曲の話ですが「愚行奇行で結構 勝手に生きたれ!」って歌詞すごくかっこよくないですか?ここがすきです。今気づいたけど韻も踏んでるし。あとここの後ろで流れてる金属製のゴミが散らかるようなジャンクっぽい音(?)すごくすき。

また地球を壊してる……。氏にとって無茶苦茶するということの象徴は地球の破壊なのだろうか。拳を突き上げるのも印象的でいいですね。

ヂリヂリしたようなレトロな映像表現でイカしてる。一瞬「む」が中央に来るのもなんだかアナログを感じる。動き的勢いが落ち着くのもいい。

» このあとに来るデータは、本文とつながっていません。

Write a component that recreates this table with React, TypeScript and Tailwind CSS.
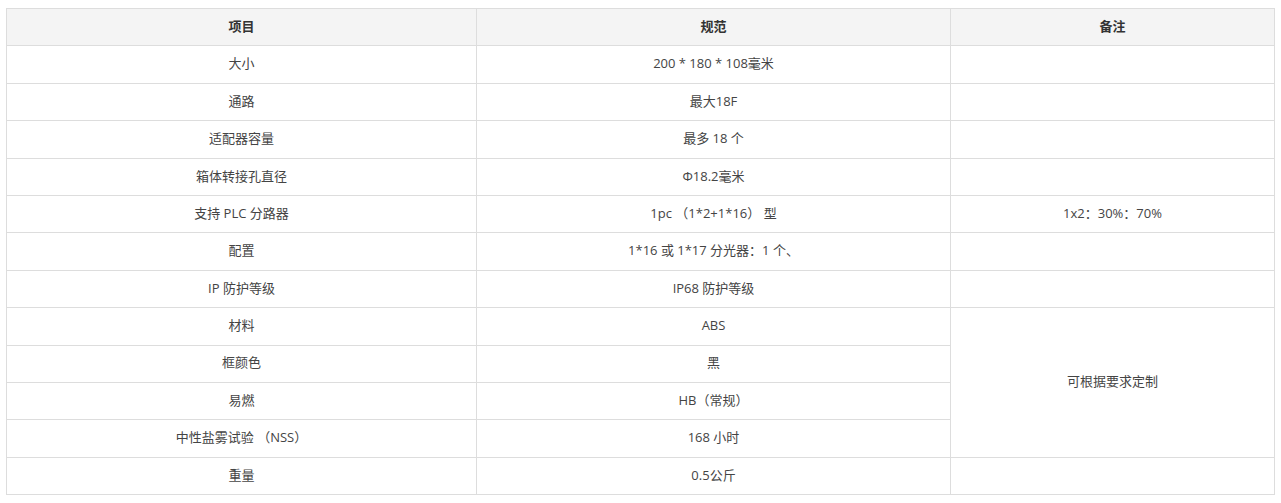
type Row = { item: string; spec: string; note?: string; noteSpan?: number; skipNote?: boolean };

const rows: Row[] = [
  { item: "大小", spec: "200 * 180 * 108毫米", note: "" },
  { item: "通路", spec: "最大18F", note: "" },
  { item: "适配器容量", spec: "最多 18 个", note: "" },
  { item: "箱体转接孔直径", spec: "Φ18.2毫米", note: "" },
  { item: "支持 PLC 分路器", spec: "1pc （1*2+1*16） 型", note: "1x2：30%：70%" },
  { item: "配置", spec: "1*16 或 1*17 分光器：1 个、", note: "" },
  { item: "IP 防护等级", spec: "IP68 防护等级", note: "" },
  { item: "材料", spec: "ABS", note: "可根据要求定制", noteSpan: 4 },
  { item: "框颜色", spec: "黑", skipNote: true },
  { item: "易燃", spec: "HB（常规）", skipNote: true },
  { item: "中性盐雾试验 （NSS）", spec: "168 小时", skipNote: true },
  { item: "重量", spec: "0.5公斤", note: "" },
];

const cell = "border border-[#dddddd] text-center align-middle px-2 pb-[1px]";

export default function App() {
  return (
    <div className="bg-white px-[6px] pt-[8px] pb-[8px] font-['Open_Sans','Noto_Sans_CJK_SC',sans-serif] text-[13px] text-[#444]">
      <table className="w-[1268px] border-collapse table-fixed">
        <colgroup>
          <col className="w-[470px]" />
          <col className="w-[474px]" />
          <col className="w-[324px]" />
        </colgroup>
        <thead>
          <tr className="h-[37.4px] bg-[#f4f4f4] font-bold text-[#333]">
            <th className={cell}>项目</th>
            <th className={cell}>规范</th>
            <th className={cell}>备注</th>
          </tr>
        </thead>
        <tbody>
          {rows.map((r) => (
            <tr key={r.item} className="h-[37.4px]">
              <td className={cell}>{r.item}</td>
              <td className={cell}>{r.spec}</td>
              {!r.skipNote && (
                <td className={cell} rowSpan={r.noteSpan ?? 1}>
                  {r.note}
                </td>
              )}
            </tr>
          ))}
        </tbody>
      </table>
    </div>
  );
}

回転が速度を増し最後の盛り上がりへ。このMVを通して黒とベージュ以外の色が使われているのはここの虹色のエフェクトのみだ。それによってより一層インパクトのある印象の展開に。

この象徴的で迫力ある画を最後にぶつけてくる。すばらしい。おそらくモチーフは「旭日旗」(ここではいままで出ていた三日月と重ねている)と「傘連判状」(責任者を悟られない記述方)だろう。ハイセンスと言わずしてどう表せようか。むちゃくちゃかっこいい。

ここまでテーマで散らかして暴れておいて、最後は知らぬ存ぜぬで落ち着いた映像で締める。流石でお見事といった感じだ。
四曲目ということだが、曲も映像でも作風の幅を見せつけられた。
全ての曲にちゃんとハマっている。マサラダ氏の今後の動向が楽しみだ。